The present study contributes to this deserving issue by analysing long-term forest structure and dynamics in a representative case study of southern European peri-urban regions. Using landscape metrics, we identified changes in the structure of forest landscape along an urban-to-rural gradient during the last 60 years. The originality of the study lies in its integration of traditional landscape metrics and a more refined morphological spatial approach to describe long-term changes in forest landscape structure.

The main results of the study can be summarized as follows: (1) urbanization caused a rearrangement in the structure of forest landscape along the urban-to-rural gradient, as testified by the correlation analysis; (2) although forest cover increased over the investigated time span, forest landscape in Rome became more fragmented and heterogeneous; and (3) fractal and shape indexes significantly increased, possibly from an indirect impact of infrastructure development and low-density settlement expansion in neighboring agricultural areas.

These results were confirmed by the thorough decline of the core forest class, which represents nonfragmented, pristine natural habitats, and by the corresponding increase in forest patch areas, isolated fragments that are poorly connected with the core stands (Barbati et al. 2013). Although corridor elements like loops and bridges, which were found to increase in the study area, are important landscape elements as potential pathways for supporting animal movement and plant dissemination, they are vulnerable to fragmentation and conversion to isolated patch elements. Forested land classified as these morphological classes are regarded as “broken connections” (Vogt et al. 2007). Taken together, these results indicate landscape simplification and forest fragmentation as the main consequences of urban expansion in Rome. Protected areas and green belts to preserve forests and semi-natural areas around major urban centres are considered as effective conservation measures for sustainable management of ecologically fragile Mediterranean environments (Attorre et al. 2000).

In this context, the negative impact of landscape transformations on ecosystem stability and resilience has been poorly monitored, and specific mitigation measures are needed (Marull and Mallarach 2005; Christopoulou et al. 2007; Polyzos et al. 2008; Marull et al. 2009). Landscape complexity and the level of coordination and multiscalarity adopted by urban sustainability plans are the primary influences on the effectiveness of measures to contain urban sprawl and reduce land fragmentation. The intrinsic complexity of the spatial relationships observed among land-uses, typical of the Mediterranean landscape, usually reduces the efficacy of environmental (or integrated socio-ecological) plans targeting natural habitats.

Rome’s forestation plan offers a set of practical interventions to increase forest cover and improve woodland quality on a local scale (Comune di Roma 2012).
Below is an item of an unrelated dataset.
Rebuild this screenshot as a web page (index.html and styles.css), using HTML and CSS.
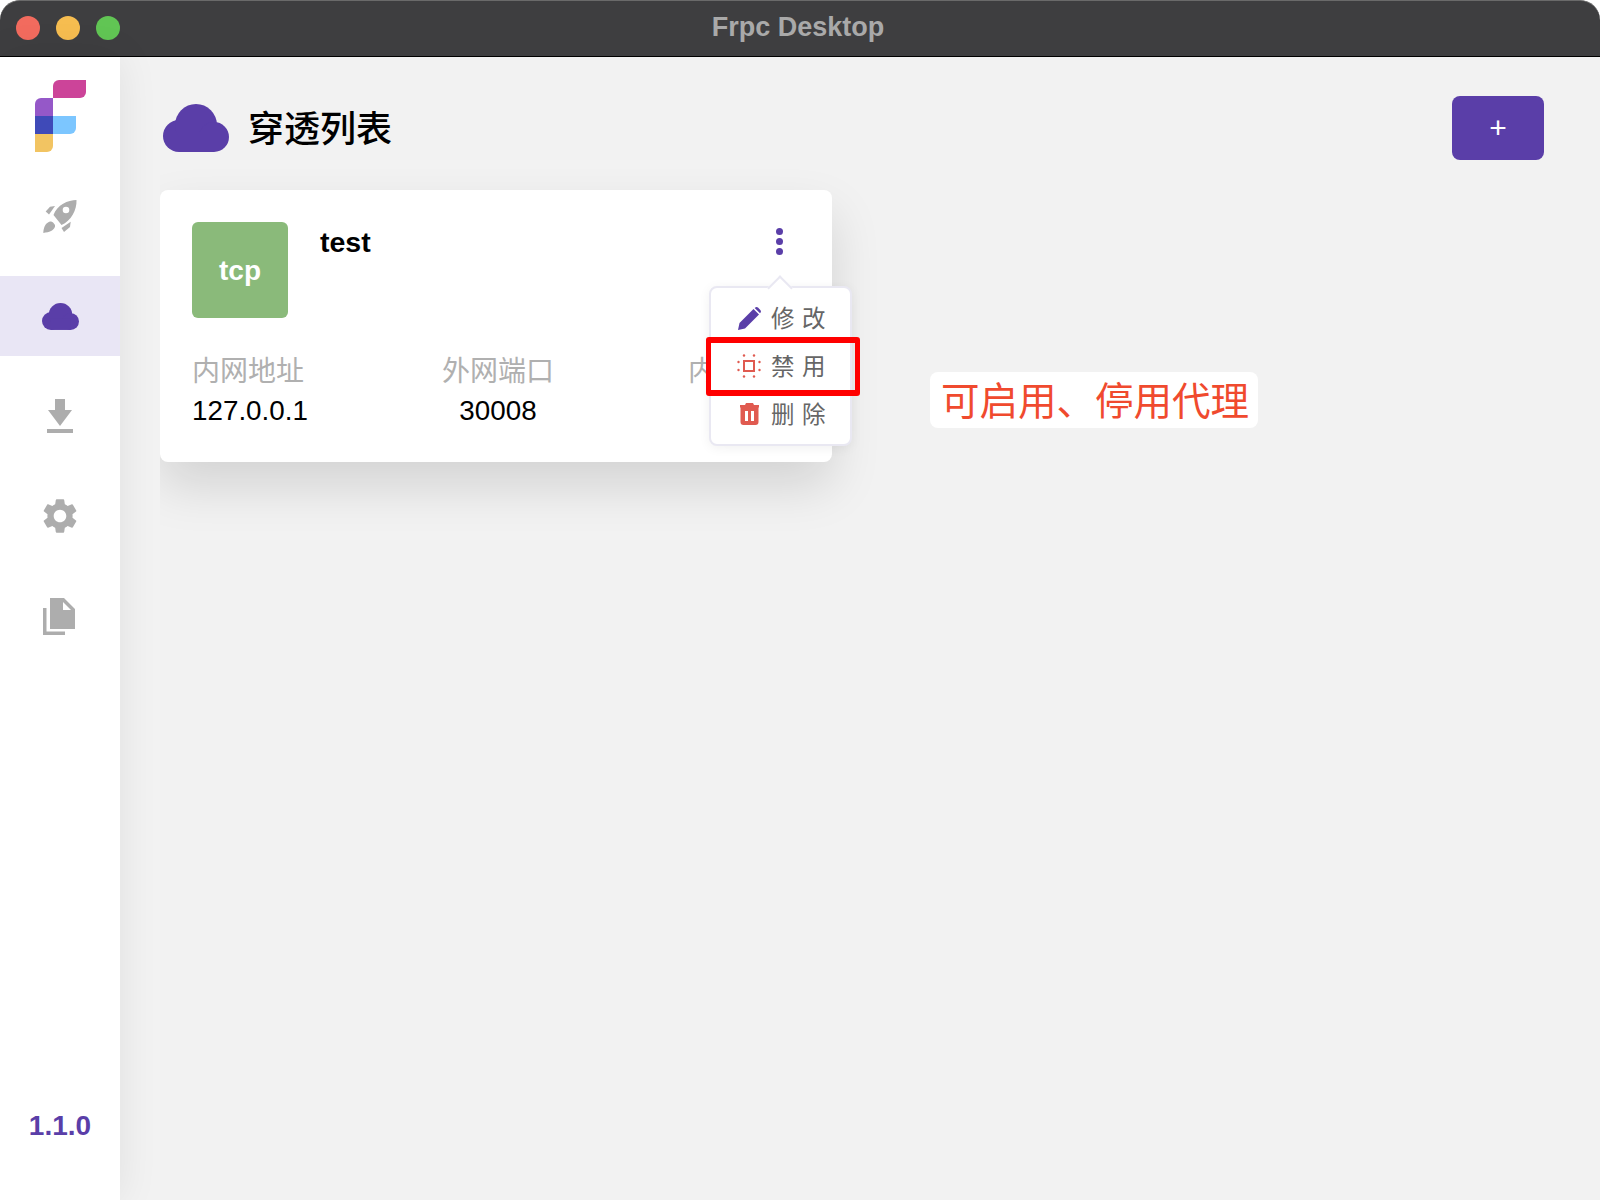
FILE: index.html
```html
<!DOCTYPE html>
<html lang="zh-CN">
<head>
  <meta charset="UTF-8">
  <title>Frpc Desktop</title>
  <link rel="stylesheet" href="styles.css">
</head>
<body>
  <svg class="defs" width="0" height="0">
    <symbol id="cloud" viewBox="0 0 66 48">
      <circle cx="16" cy="32" r="16"/>
      <circle cx="33" cy="21" r="21"/>
      <circle cx="51" cy="33" r="15"/>
      <rect x="16" y="28" width="35" height="20"/>
    </symbol>
  </svg>

  <div class="window">
    <div class="titlebar">
      <div class="lights">
        <span class="light red"></span>
        <span class="light yellow"></span>
        <span class="light green"></span>
      </div>
      <div class="title">Frpc Desktop</div>
    </div>

    <div class="app">
      <!-- Left menu -->
      <aside class="sidebar">
        <svg class="logo" width="52" height="72" viewBox="0 0 52 72">
          <path fill="#cc4499" d="M19 6a6 6 0 0 1 6-6h27v12a6 6 0 0 1-6 6H19z"/>
          <path fill="#9558c8" d="M1 24a6 6 0 0 1 6-6h12v18H1z"/>
          <rect fill="#3f4ab8" x="1" y="36" width="18" height="18"/>
          <path fill="#7cc6ff" d="M19 36h23v12a6 6 0 0 1-6 6H19z"/>
          <path fill="#f2c462" d="M1 54h18v12a6 6 0 0 1-6 6H1z"/>
        </svg>
        <nav class="nav">
          <a class="nav-item">
            <svg class="rocket" width="34" height="34" viewBox="0 0 34 34" fill="#adadad">
              <path fill-rule="evenodd" d="M33.5 0C25 0 14 5 10.5 15L18.500 25C28 21 34 10 33.500 0zM23 6.700a3.300 3.300 0 1 1 0 6.600a3.300 3.300 0 0 1 0-6.600z"/>
              <path d="M2.700 11.500L7 6.800L12 6L6 14.500z"/>
              <path d="M18.500 28L27.700 21.700L27 27L21 32z"/>
              <path d="M.3 33C.5 28 2 24 5 22.500C7 21 9 21.500 10.500 23L12 25C12.500 27 11 29 9 30.500C6.500 32 3 32.500 .3 33z"/>
            </svg>
          </a>
          <a class="nav-item active">
            <svg class="icon-purple" width="37" height="27"><use href="#cloud"/></svg>
          </a>
          <a class="nav-item">
            <svg width="26" height="34" viewBox="0 0 26 34" fill="#adadad">
              <path d="M8 0H18V11H25L13 27L1 11H8z"/>
              <rect x="0" y="30" width="26" height="4"/>
            </svg>
          </a>
          <a class="nav-item">
            <svg class="gear" width="42" height="42" viewBox="0 0 24 24" fill="#adadad">
              <path d="M19.14 12.94c.04-.3.06-.61.06-.94 0-.32-.02-.64-.07-.94l2.03-1.58a.49.49 0 0 0 .12-.61l-1.92-3.32a.488.488 0 0 0-.59-.22l-2.39.96c-.5-.38-1.03-.7-1.62-.94l-.36-2.54a.484.484 0 0 0-.48-.41h-3.84c-.24 0-.43.17-.47.41l-.36 2.54c-.59.24-1.13.57-1.62.94l-2.39-.96c-.22-.08-.47 0-.59.22L2.74 8.87c-.12.21-.08.47.12.61l2.03 1.58c-.05.3-.09.63-.09.94s.02.64.07.94l-2.03 1.58a.49.49 0 0 0-.12.61l1.92 3.32c.12.22.37.29.59.22l2.39-.96c.5.38 1.03.7 1.62.94l.36 2.54c.05.24.24.41.48.41h3.84c.24 0 .44-.17.47-.41l.36-2.54c.59-.24 1.13-.56 1.62-.94l2.39.96c.22.08.47 0 .59-.22l1.92-3.32c.12-.22.07-.47-.12-.61l-2.01-1.58zM12 15.6c-1.98 0-3.6-1.62-3.6-3.6s1.62-3.6 3.6-3.6 3.6 1.62 3.6 3.6-1.62 3.6-3.6 3.6z"/>
            </svg>
          </a>
          <a class="nav-item">
            <svg class="files" width="32" height="37" viewBox="0 0 32 37" fill="#adadad">
              <path fill-rule="evenodd" d="M7 0H21L32 11V31H7zM20 4V12H28z"/>
              <path d="M0 10H3.500V33.500H22V37H0z"/>
            </svg>
          </a>
        </nav>
        <div class="version">1.1.0</div>
      </aside>

      <main class="main">
        <div class="content">
          <header class="page-head">
            <div class="page-title">
              <svg class="icon-purple" width="66" height="48"><use href="#cloud"/></svg>
              <h1>穿透列表</h1>
            </div>
            <button class="add-btn">+</button>
          </header>

          <section class="card">
            <div class="card-top">
              <div class="type-box">tcp</div>
              <div class="proxy-name">test</div>
            </div>
            <div class="stats">
              <div class="stat">
                <div class="stat-label">内网地址</div>
                <div class="stat-value">127.0.0.1</div>
              </div>
              <div class="stat">
                <div class="stat-label">外网端口</div>
                <div class="stat-value">30008</div>
              </div>
              <div class="stat">
                <div class="stat-label">内网端口</div>
                <div class="stat-value">8080</div>
              </div>
            </div>

            <div class="more"><i></i><i></i><i></i></div>

            <div class="popover">
              <div class="menu-item">
                <span class="menu-icon">
                  <svg width="23" height="23" viewBox="0 0 23 23" fill="#5a3ea8">
                    <path d="M0 23L1.500 16L15.500 2L21 7.500L7 21.500z"/>
                    <path d="M17 .8C18 -.2 19 -.2 20 .6L22.300 3C23.200 4 23.200 5 22.200 6L22 6.300L16.700 1z"/>
                  </svg>
                </span>
                <span class="menu-text">修改</span>
              </div>
              <div class="menu-item">
                <span class="menu-icon">
                  <svg width="24" height="24" viewBox="0 0 24 24" fill="#e05a50">
                    <path fill-rule="evenodd" d="M6 6H18V18H6zM8 8V16H16V8z"/>
                    <circle cx="1.500" cy="8" r="1.200"/>
                    <circle cx="1.500" cy="16" r="1.200"/>
                    <circle cx="22.500" cy="8" r="1.200"/>
                    <circle cx="22.500" cy="16" r="1.200"/>
                    <circle cx="7" cy="1.500" r="1.200"/>
                    <circle cx="17" cy="1.500" r="1.200"/>
                    <circle cx="7" cy="22.500" r="1.200"/>
                    <circle cx="17" cy="22.500" r="1.200"/>
                  </svg>
                </span>
                <span class="menu-text">禁用</span>
              </div>
              <div class="menu-item">
                <span class="menu-icon">
                  <svg width="19" height="22" viewBox="0 0 19 22" fill="#e05a50">
                    <path d="M6 0H13L14 2H19V4.500H0V2H5z"/>
                    <path fill-rule="evenodd" d="M.5 4H18.500V19C18.500 21 17.500 22 15.500 22H3.500C1.500 22 .5 21 .5 19zM5 8V18H8V8zM11 8V18H14V8z"/>
                  </svg>
                </span>
                <span class="menu-text">删除</span>
              </div>
              <div class="highlight"></div>
            </div>
          </section>

          <div class="note">可启用、停用代理</div>
        </div>
      </main>
    </div>
  </div>
</body>
</html>
```

FILE: styles.css
```css
/* Window frame */
body {
  margin: 0;
  background: #fff;
  font-family: "Liberation Sans", "Noto Sans CJK SC", sans-serif;
}

.defs {
  position: absolute;
}

.window {
  display: flex;
  flex-direction: column;
  width: 1600px;
  height: 1200px;
  overflow: hidden;
}

.titlebar {
  display: flex;
  align-items: center;
  justify-content: center;
  position: relative;
  flex: none;
  box-sizing: border-box;
  height: 57px;
  background: #3e3e40;
  border-top: 1px solid #6a6a6a;
  border-bottom: 1px solid #000;
  border-radius: 20px 20px 0 0;
}

.lights {
  display: flex;
  gap: 16px;
  position: absolute;
  left: 16px;
  top: 15px;
}

.light {
  width: 24px;
  height: 24px;
  border-radius: 50%;
}

.light.red { background: #f26b5e; }
.light.yellow { background: #f6bd50; }
.light.green { background: #61c554; }

.title {
  margin: 0 4px 2px 0;
  color: #a9a9a9;
  font-size: 27px;
  font-weight: bold;
}

.app {
  display: flex;
  flex: 1;
  min-height: 0;
}

/* Left menu */
.sidebar {
  display: flex;
  flex-direction: column;
  align-items: center;
  position: relative;
  z-index: 1;
  flex: none;
  width: 120px;
  background: #fff;
  box-shadow: 0 0 40px rgba(0, 0, 0, 0.08);
}

.logo {
  margin-top: 23px;
}

.nav {
  display: flex;
  flex-direction: column;
  gap: 20px;
  width: 100%;
  margin-top: 24px;
}

.nav-item {
  display: flex;
  align-items: center;
  justify-content: center;
  height: 80px;
}

.nav-item.active {
  background: #e9e6f5;
}

.rocket {
  margin-top: 1px;
}

.gear {
  margin-right: 1px;
}

.files {
  margin-right: 2px;
}

.icon-purple {
  fill: #5a3ea8;
}

.version {
  margin-top: auto;
  padding-bottom: 54px;
  color: #5a3ea8;
  font-size: 28px;
  font-weight: bold;
  line-height: 40px;
}

/* Page */
.main {
  display: flex;
  flex: 1;
  min-width: 0;
  padding-left: 40px;
  background: #f2f2f2;
}

.content {
  position: relative;
  flex: 1;
  padding: 39px 56px 0 0;
  overflow: hidden;
}

.page-head {
  display: flex;
  align-items: center;
  justify-content: space-between;
  margin-bottom: 30px;
}

.page-title {
  display: flex;
  align-items: center;
  gap: 19px;
  padding-left: 3px;
}

.page-title h1 {
  margin: 0 0 4px;
  color: #000;
  font-size: 36px;
  font-weight: 500;
}

.add-btn {
  width: 92px;
  height: 64px;
  padding: 0;
  color: #fff;
  font-family: inherit;
  font-size: 30px;
  background: #5a3ea8;
  border: none;
  border-radius: 8px;
}

/* Proxy card */
.card {
  position: relative;
  box-sizing: border-box;
  width: 672px;
  height: 272px;
  padding: 32px;
  background: #fff;
  border-radius: 8px;
  box-shadow: 0 24px 50px rgba(0, 0, 0, 0.13);
}

.card-top {
  display: flex;
  gap: 32px;
}

.type-box {
  display: flex;
  align-items: center;
  justify-content: center;
  box-sizing: border-box;
  width: 96px;
  height: 96px;
  padding-top: 2px;
  color: #fff;
  font-size: 28px;
  font-weight: bold;
  background: #8aba7a;
  border-radius: 6px;
}

.proxy-name {
  color: #000;
  font-size: 28.5px;
  font-weight: bold;
  line-height: 41px;
}

.stats {
  display: flex;
  justify-content: space-between;
  margin-top: 36px;
}

.stat {
  text-align: center;
}

.stat:first-child {
  text-align: left;
}

.stat-label {
  color: #b0b0b0;
  font-size: 28px;
  line-height: 36px;
}

.stat-value {
  padding-top: 1px;
  color: #000;
  font-size: 27.8px;
  line-height: 40px;
}

.more {
  display: flex;
  flex-direction: column;
  gap: 3px;
  position: absolute;
  left: 616px;
  top: 38px;
}

.more i {
  width: 7px;
  height: 7px;
  background: #5a3ea8;
  border-radius: 50%;
}

/* Dropdown */
.popover {
  position: absolute;
  left: 549px;
  top: 96px;
  box-sizing: border-box;
  width: 143px;
  padding: 6px 0;
  background: #fff;
  border: 2px solid #e9e8f2;
  border-radius: 8px;
  box-shadow: 0 2px 12px rgba(0, 0, 0, 0.06);
}

.popover::before {
  content: "";
  position: absolute;
  left: 60px;
  top: -9px;
  width: 16px;
  height: 16px;
  background: #fff;
  border-top: 2px solid #e9e8f2;
  border-left: 2px solid #e9e8f2;
  transform: rotate(45deg);
}

.menu-item {
  display: flex;
  align-items: center;
  gap: 7px;
  position: relative;
  height: 48px;
  padding-left: 23px;
}

.menu-icon {
  display: flex;
  align-items: center;
  justify-content: center;
  width: 30px;
}

.menu-text {
  margin-top: -2px;
  color: #666;
  font-size: 23.5px;
  letter-spacing: 7.5px;
}

.highlight {
  position: absolute;
  left: -5px;
  top: 49px;
  box-sizing: border-box;
  width: 154px;
  height: 59px;
  border-style: solid;
  border-color: #f00;
  border-width: 6px 5px;
  border-radius: 3px;
}

/* Annotation */
.note {
  position: absolute;
  left: 770px;
  top: 315px;
  box-sizing: border-box;
  width: 328px;
  height: 56px;
  padding: 2px 0 0 11px;
  color: #f04a2e;
  font-size: 38.5px;
  line-height: 56px;
  white-space: nowrap;
  background: #fff;
  border-radius: 8px;
}
```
Although the characteristics of the forestation sites seem to be rather homogeneous with the observed landscape and their distribution over the municipal area is quite balanced, the spatial connection with natural areas is relatively weak. In other words, the plan is correctly implementing a network of urban woodlots (possibly in connection with urban parks and gardens), but specific measures should be aimed at reducing the fragmentation of core forest areas and the fractal dimension of existing wood patches (Barbati et al. 2013). To contribute to urban sustainability, an efficient planning approach should promote an increase in forest cover and patch connection while reducing patch fragmentation.

Conclusions

By integrating a monitoring framework based on multi-temporal landscape metrics with the in-depth analysis of an environmental plan to promote landscape quality on a local scale, the new approach used in this study should to be a useful tool to develop a local strategy to conserve natural habitats. The indicators proposed may inform decisions on measures dedicated to conserving forests and maintaining landscape diversity. Based on the results derived from landscape analysis, measures adopted in Rome’s forestation plan tend to mitigate woodland simplification but should also improve the spatial connection with the existing forest patches and network of protected areas established at the municipal scale. Based on the complex dynamics observed in Rome’s landscape, together with present rapid socioeconomic and territorial changes at the regional scale, an integrated, multiscale plan to target forest conservation is particularly needed as a key contribution to urban sustainability. Policies targeting urban containment should therefore be integrated more tightly with measures to conserve priority natural habitats.